→ DATA SEGMENT
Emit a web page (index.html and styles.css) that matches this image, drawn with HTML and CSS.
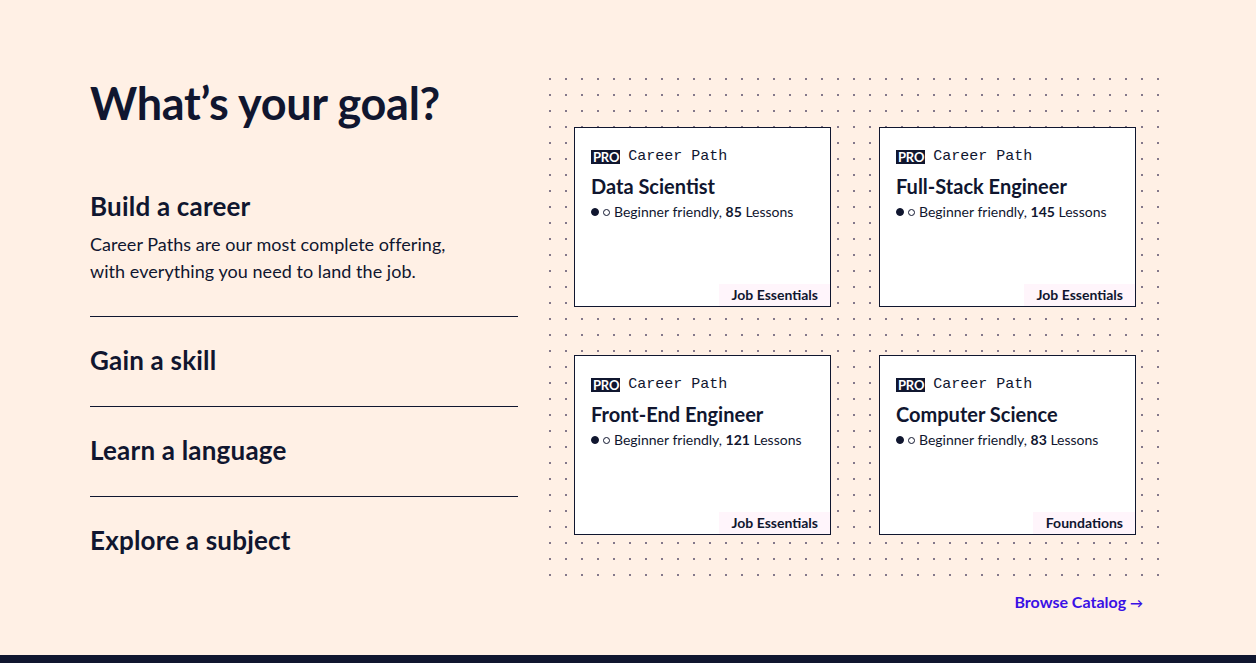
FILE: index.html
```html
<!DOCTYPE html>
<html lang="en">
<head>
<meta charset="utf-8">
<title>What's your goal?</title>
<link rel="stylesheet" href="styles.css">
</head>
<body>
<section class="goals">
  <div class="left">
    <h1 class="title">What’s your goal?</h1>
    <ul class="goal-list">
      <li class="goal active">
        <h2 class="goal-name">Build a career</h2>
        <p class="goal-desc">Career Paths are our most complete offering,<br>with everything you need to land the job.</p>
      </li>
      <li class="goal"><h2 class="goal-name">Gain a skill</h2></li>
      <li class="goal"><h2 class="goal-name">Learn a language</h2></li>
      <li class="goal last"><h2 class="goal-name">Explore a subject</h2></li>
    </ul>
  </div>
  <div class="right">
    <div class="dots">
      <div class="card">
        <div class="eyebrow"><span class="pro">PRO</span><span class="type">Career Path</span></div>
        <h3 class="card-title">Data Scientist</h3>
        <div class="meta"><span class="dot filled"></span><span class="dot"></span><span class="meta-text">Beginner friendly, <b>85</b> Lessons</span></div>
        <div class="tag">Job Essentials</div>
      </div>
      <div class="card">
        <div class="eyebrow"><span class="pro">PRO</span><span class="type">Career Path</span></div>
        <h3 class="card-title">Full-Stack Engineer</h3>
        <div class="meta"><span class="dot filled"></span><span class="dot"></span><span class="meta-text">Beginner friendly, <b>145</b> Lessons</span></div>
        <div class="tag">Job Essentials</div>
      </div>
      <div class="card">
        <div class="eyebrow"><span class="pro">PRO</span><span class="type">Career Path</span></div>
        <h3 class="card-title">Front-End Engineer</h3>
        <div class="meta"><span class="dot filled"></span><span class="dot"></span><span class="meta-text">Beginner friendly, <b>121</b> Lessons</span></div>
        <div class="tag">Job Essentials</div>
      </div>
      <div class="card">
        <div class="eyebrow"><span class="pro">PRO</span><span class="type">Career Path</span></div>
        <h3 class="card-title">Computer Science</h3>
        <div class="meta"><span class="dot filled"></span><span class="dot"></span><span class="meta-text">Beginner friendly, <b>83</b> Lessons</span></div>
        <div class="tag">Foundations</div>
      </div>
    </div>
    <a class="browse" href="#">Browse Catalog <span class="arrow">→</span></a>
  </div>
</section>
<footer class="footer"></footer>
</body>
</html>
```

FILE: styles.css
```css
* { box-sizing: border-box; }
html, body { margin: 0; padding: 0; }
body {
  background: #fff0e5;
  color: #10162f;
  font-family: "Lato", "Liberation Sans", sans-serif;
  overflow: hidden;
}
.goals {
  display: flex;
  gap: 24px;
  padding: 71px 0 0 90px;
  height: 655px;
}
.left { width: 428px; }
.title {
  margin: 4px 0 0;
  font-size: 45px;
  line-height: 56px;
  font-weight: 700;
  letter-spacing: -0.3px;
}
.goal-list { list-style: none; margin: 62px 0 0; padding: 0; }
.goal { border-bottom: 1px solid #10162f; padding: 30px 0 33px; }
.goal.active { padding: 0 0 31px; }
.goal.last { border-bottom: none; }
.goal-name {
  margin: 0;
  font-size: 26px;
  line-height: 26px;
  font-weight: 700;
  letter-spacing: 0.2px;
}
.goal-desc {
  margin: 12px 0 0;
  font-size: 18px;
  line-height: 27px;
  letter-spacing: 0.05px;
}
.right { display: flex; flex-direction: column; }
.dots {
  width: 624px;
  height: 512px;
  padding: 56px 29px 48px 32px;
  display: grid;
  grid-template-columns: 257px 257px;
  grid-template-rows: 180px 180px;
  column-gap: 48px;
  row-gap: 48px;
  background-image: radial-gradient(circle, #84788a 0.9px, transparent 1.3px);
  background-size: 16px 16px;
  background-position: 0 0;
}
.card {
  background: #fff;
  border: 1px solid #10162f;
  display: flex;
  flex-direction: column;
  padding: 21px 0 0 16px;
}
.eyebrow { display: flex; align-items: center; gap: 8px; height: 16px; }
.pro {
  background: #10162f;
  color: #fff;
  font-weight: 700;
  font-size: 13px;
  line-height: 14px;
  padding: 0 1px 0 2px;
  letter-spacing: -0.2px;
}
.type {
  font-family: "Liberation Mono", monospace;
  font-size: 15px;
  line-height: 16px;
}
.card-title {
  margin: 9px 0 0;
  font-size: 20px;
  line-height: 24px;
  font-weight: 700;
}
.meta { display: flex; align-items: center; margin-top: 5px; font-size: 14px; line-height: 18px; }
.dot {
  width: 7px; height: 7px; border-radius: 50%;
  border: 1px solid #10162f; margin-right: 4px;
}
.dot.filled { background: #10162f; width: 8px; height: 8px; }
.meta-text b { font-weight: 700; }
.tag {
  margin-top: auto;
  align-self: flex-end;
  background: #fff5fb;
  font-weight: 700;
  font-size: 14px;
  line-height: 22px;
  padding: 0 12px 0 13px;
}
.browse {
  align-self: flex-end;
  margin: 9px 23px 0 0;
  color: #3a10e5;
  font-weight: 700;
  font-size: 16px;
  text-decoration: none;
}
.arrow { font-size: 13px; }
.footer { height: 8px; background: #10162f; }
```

→ OBJECTIVE
Take every line containing the word "image" and copy it.

→ TASK SOLUTION
Emit a web page (index.html and styles.css) that matches this image, drawn with HTML and CSS.
  background-image: radial-gradient(circle, #84788a 0.9px, transparent 1.3px);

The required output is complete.